**GIVEN EXERCISE**
Without skipping anything, write out each record below exactly.

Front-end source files

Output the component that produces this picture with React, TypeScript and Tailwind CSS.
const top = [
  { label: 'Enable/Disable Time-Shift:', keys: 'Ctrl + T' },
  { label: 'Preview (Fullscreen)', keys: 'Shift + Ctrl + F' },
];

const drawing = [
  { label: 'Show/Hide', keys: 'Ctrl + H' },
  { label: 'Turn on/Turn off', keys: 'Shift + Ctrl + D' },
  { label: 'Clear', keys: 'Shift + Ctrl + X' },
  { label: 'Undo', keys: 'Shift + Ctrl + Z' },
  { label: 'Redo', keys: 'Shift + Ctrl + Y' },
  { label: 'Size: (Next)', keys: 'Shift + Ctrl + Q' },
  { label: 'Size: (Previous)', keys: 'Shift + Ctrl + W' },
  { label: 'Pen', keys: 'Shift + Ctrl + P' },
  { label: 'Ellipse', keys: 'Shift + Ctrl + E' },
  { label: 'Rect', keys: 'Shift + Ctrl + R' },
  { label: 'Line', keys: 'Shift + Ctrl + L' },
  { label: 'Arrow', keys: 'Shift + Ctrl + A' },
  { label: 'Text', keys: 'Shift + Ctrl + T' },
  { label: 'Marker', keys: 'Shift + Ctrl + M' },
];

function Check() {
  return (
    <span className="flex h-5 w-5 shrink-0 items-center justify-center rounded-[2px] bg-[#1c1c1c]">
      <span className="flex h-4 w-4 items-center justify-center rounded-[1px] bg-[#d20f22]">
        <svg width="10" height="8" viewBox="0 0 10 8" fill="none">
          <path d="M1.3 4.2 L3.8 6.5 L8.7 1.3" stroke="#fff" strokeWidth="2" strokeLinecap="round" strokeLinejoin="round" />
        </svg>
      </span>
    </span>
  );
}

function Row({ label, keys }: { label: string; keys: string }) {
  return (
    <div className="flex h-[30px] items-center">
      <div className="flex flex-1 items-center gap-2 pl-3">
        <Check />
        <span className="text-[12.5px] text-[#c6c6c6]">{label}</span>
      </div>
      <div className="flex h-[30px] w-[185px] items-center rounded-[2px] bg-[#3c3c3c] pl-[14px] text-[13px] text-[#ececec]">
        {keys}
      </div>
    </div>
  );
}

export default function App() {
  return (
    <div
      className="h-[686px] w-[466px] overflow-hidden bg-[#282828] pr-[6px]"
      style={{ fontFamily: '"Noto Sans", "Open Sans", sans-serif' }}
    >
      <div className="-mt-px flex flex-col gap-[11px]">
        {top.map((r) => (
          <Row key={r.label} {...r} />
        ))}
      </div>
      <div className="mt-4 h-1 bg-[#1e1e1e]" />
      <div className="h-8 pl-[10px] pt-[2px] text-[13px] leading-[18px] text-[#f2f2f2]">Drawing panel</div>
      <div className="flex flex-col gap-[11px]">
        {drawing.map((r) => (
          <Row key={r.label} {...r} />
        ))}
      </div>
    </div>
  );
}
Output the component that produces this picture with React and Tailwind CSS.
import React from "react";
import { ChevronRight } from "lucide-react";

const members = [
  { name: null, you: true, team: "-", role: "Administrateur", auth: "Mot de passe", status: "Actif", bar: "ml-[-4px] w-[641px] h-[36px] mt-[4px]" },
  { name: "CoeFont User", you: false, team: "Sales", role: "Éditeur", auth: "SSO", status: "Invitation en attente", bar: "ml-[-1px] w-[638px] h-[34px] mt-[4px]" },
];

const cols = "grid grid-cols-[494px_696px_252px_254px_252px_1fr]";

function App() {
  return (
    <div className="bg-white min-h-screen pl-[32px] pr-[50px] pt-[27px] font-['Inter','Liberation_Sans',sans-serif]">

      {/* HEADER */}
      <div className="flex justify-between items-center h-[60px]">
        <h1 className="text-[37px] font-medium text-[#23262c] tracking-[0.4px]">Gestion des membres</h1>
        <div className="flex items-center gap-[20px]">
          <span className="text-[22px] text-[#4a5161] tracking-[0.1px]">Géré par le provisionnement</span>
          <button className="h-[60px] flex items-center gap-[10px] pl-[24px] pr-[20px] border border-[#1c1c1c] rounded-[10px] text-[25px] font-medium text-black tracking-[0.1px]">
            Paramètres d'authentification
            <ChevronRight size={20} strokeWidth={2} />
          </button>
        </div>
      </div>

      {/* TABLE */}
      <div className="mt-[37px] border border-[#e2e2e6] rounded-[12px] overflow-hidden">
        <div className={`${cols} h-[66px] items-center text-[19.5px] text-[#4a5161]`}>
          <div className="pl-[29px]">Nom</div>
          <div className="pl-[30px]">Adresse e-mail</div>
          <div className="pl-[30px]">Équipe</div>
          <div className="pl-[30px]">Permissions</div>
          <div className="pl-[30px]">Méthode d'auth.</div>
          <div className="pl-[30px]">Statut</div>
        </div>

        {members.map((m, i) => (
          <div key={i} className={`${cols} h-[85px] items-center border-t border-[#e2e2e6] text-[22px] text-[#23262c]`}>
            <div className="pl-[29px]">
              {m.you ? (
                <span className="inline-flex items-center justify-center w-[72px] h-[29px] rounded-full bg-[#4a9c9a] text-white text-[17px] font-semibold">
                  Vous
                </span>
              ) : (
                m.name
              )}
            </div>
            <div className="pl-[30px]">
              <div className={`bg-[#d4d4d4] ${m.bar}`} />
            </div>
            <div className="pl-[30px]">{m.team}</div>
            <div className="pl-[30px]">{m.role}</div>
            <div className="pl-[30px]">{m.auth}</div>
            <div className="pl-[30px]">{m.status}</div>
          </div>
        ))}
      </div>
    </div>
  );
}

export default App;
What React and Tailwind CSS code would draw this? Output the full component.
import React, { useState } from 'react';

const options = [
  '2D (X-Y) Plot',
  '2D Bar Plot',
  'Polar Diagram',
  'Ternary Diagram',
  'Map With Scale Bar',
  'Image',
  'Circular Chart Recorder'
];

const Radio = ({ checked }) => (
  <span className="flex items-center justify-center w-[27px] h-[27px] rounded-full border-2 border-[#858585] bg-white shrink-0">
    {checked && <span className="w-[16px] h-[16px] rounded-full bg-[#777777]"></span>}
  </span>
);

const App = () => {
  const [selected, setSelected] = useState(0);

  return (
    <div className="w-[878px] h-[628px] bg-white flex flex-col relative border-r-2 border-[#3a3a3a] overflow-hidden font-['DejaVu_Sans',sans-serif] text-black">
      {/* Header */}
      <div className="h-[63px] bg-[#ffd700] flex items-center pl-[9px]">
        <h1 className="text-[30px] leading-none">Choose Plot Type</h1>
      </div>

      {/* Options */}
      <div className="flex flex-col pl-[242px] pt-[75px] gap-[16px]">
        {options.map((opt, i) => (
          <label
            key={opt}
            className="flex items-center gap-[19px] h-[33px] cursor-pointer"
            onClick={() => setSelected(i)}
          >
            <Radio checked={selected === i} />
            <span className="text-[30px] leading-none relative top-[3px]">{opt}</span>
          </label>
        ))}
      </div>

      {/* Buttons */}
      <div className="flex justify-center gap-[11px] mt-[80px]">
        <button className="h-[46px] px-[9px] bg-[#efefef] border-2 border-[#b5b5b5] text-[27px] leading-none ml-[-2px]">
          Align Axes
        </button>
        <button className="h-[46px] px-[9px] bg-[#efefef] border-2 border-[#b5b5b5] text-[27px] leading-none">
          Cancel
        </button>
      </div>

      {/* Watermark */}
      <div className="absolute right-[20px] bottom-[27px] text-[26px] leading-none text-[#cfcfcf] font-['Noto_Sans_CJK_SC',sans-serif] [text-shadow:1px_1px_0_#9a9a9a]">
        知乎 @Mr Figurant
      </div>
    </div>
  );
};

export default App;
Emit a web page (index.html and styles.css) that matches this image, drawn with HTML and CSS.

**RESPONSE TO THIS EXERCISE**
Output the component that produces this picture with React, TypeScript and Tailwind CSS.
const top = [
  { label: 'Enable/Disable Time-Shift:', keys: 'Ctrl + T' },
  { label: 'Preview (Fullscreen)', keys: 'Shift + Ctrl + F' },
];

const drawing = [
  { label: 'Show/Hide', keys: 'Ctrl + H' },
  { label: 'Turn on/Turn off', keys: 'Shift + Ctrl + D' },
  { label: 'Clear', keys: 'Shift + Ctrl + X' },
  { label: 'Undo', keys: 'Shift + Ctrl + Z' },
  { label: 'Redo', keys: 'Shift + Ctrl + Y' },
  { label: 'Size: (Next)', keys: 'Shift + Ctrl + Q' },
  { label: 'Size: (Previous)', keys: 'Shift + Ctrl + W' },
  { label: 'Pen', keys: 'Shift + Ctrl + P' },
  { label: 'Ellipse', keys: 'Shift + Ctrl + E' },
  { label: 'Rect', keys: 'Shift + Ctrl + R' },
  { label: 'Line', keys: 'Shift + Ctrl + L' },
  { label: 'Arrow', keys: 'Shift + Ctrl + A' },
  { label: 'Text', keys: 'Shift + Ctrl + T' },
  { label: 'Marker', keys: 'Shift + Ctrl + M' },
];

function Check() {
  return (
    <span className="flex h-5 w-5 shrink-0 items-center justify-center rounded-[2px] bg-[#1c1c1c]">
      <span className="flex h-4 w-4 items-center justify-center rounded-[1px] bg-[#d20f22]">
        <svg width="10" height="8" viewBox="0 0 10 8" fill="none">
          <path d="M1.3 4.2 L3.8 6.5 L8.7 1.3" stroke="#fff" strokeWidth="2" strokeLinecap="round" strokeLinejoin="round" />
        </svg>
      </span>
    </span>
  );
}

function Row({ label, keys }: { label: string; keys: string }) {
  return (
    <div className="flex h-[30px] items-center">
      <div className="flex flex-1 items-center gap-2 pl-3">
        <Check />
        <span className="text-[12.5px] text-[#c6c6c6]">{label}</span>
      </div>
      <div className="flex h-[30px] w-[185px] items-center rounded-[2px] bg-[#3c3c3c] pl-[14px] text-[13px] text-[#ececec]">
        {keys}
      </div>
    </div>
  );
}

export default function App() {
  return (
    <div
      className="h-[686px] w-[466px] overflow-hidden bg-[#282828] pr-[6px]"
      style={{ fontFamily: '"Noto Sans", "Open Sans", sans-serif' }}
    >
      <div className="-mt-px flex flex-col gap-[11px]">
        {top.map((r) => (
          <Row key={r.label} {...r} />
        ))}
      </div>
      <div className="mt-4 h-1 bg-[#1e1e1e]" />
      <div className="h-8 pl-[10px] pt-[2px] text-[13px] leading-[18px] text-[#f2f2f2]">Drawing panel</div>
      <div className="flex flex-col gap-[11px]">
        {drawing.map((r) => (
          <Row key={r.label} {...r} />
        ))}
      </div>
    </div>
  );
}
Output the component that produces this picture with React and Tailwind CSS.
import React from "react";
import { ChevronRight } from "lucide-react";

const members = [
  { name: null, you: true, team: "-", role: "Administrateur", auth: "Mot de passe", status: "Actif", bar: "ml-[-4px] w-[641px] h-[36px] mt-[4px]" },
  { name: "CoeFont User", you: false, team: "Sales", role: "Éditeur", auth: "SSO", status: "Invitation en attente", bar: "ml-[-1px] w-[638px] h-[34px] mt-[4px]" },
];

const cols = "grid grid-cols-[494px_696px_252px_254px_252px_1fr]";

function App() {
  return (
    <div className="bg-white min-h-screen pl-[32px] pr-[50px] pt-[27px] font-['Inter','Liberation_Sans',sans-serif]">

      {/* HEADER */}
      <div className="flex justify-between items-center h-[60px]">
        <h1 className="text-[37px] font-medium text-[#23262c] tracking-[0.4px]">Gestion des membres</h1>
        <div className="flex items-center gap-[20px]">
          <span className="text-[22px] text-[#4a5161] tracking-[0.1px]">Géré par le provisionnement</span>
          <button className="h-[60px] flex items-center gap-[10px] pl-[24px] pr-[20px] border border-[#1c1c1c] rounded-[10px] text-[25px] font-medium text-black tracking-[0.1px]">
            Paramètres d'authentification
            <ChevronRight size={20} strokeWidth={2} />
          </button>
        </div>
      </div>

      {/* TABLE */}
      <div className="mt-[37px] border border-[#e2e2e6] rounded-[12px] overflow-hidden">
        <div className={`${cols} h-[66px] items-center text-[19.5px] text-[#4a5161]`}>
          <div className="pl-[29px]">Nom</div>
          <div className="pl-[30px]">Adresse e-mail</div>
          <div className="pl-[30px]">Équipe</div>
          <div className="pl-[30px]">Permissions</div>
          <div className="pl-[30px]">Méthode d'auth.</div>
          <div className="pl-[30px]">Statut</div>
        </div>

        {members.map((m, i) => (
          <div key={i} className={`${cols} h-[85px] items-center border-t border-[#e2e2e6] text-[22px] text-[#23262c]`}>
            <div className="pl-[29px]">
              {m.you ? (
                <span className="inline-flex items-center justify-center w-[72px] h-[29px] rounded-full bg-[#4a9c9a] text-white text-[17px] font-semibold">
                  Vous
                </span>
              ) : (
                m.name
              )}
            </div>
            <div className="pl-[30px]">
              <div className={`bg-[#d4d4d4] ${m.bar}`} />
            </div>
            <div className="pl-[30px]">{m.team}</div>
            <div className="pl-[30px]">{m.role}</div>
            <div className="pl-[30px]">{m.auth}</div>
            <div className="pl-[30px]">{m.status}</div>
          </div>
        ))}
      </div>
    </div>
  );
}

export default App;
What React and Tailwind CSS code would draw this? Output the full component.
import React, { useState } from 'react';

const options = [
  '2D (X-Y) Plot',
  '2D Bar Plot',
  'Polar Diagram',
  'Ternary Diagram',
  'Map With Scale Bar',
  'Image',
  'Circular Chart Recorder'
];

const Radio = ({ checked }) => (
  <span className="flex items-center justify-center w-[27px] h-[27px] rounded-full border-2 border-[#858585] bg-white shrink-0">
    {checked && <span className="w-[16px] h-[16px] rounded-full bg-[#777777]"></span>}
  </span>
);

const App = () => {
  const [selected, setSelected] = useState(0);

  return (
    <div className="w-[878px] h-[628px] bg-white flex flex-col relative border-r-2 border-[#3a3a3a] overflow-hidden font-['DejaVu_Sans',sans-serif] text-black">
      {/* Header */}
      <div className="h-[63px] bg-[#ffd700] flex items-center pl-[9px]">
        <h1 className="text-[30px] leading-none">Choose Plot Type</h1>
      </div>

      {/* Options */}
      <div className="flex flex-col pl-[242px] pt-[75px] gap-[16px]">
        {options.map((opt, i) => (
          <label
            key={opt}
            className="flex items-center gap-[19px] h-[33px] cursor-pointer"
            onClick={() => setSelected(i)}
          >
            <Radio checked={selected === i} />
            <span className="text-[30px] leading-none relative top-[3px]">{opt}</span>
          </label>
        ))}
      </div>

      {/* Buttons */}
      <div className="flex justify-center gap-[11px] mt-[80px]">
        <button className="h-[46px] px-[9px] bg-[#efefef] border-2 border-[#b5b5b5] text-[27px] leading-none ml-[-2px]">
          Align Axes
        </button>
        <button className="h-[46px] px-[9px] bg-[#efefef] border-2 border-[#b5b5b5] text-[27px] leading-none">
          Cancel
        </button>
      </div>

      {/* Watermark */}
      <div className="absolute right-[20px] bottom-[27px] text-[26px] leading-none text-[#cfcfcf] font-['Noto_Sans_CJK_SC',sans-serif] [text-shadow:1px_1px_0_#9a9a9a]">
        知乎 @Mr Figurant
      </div>
    </div>
  );
};

export default App;
Emit a web page (index.html and styles.css) that matches this image, drawn with HTML and CSS.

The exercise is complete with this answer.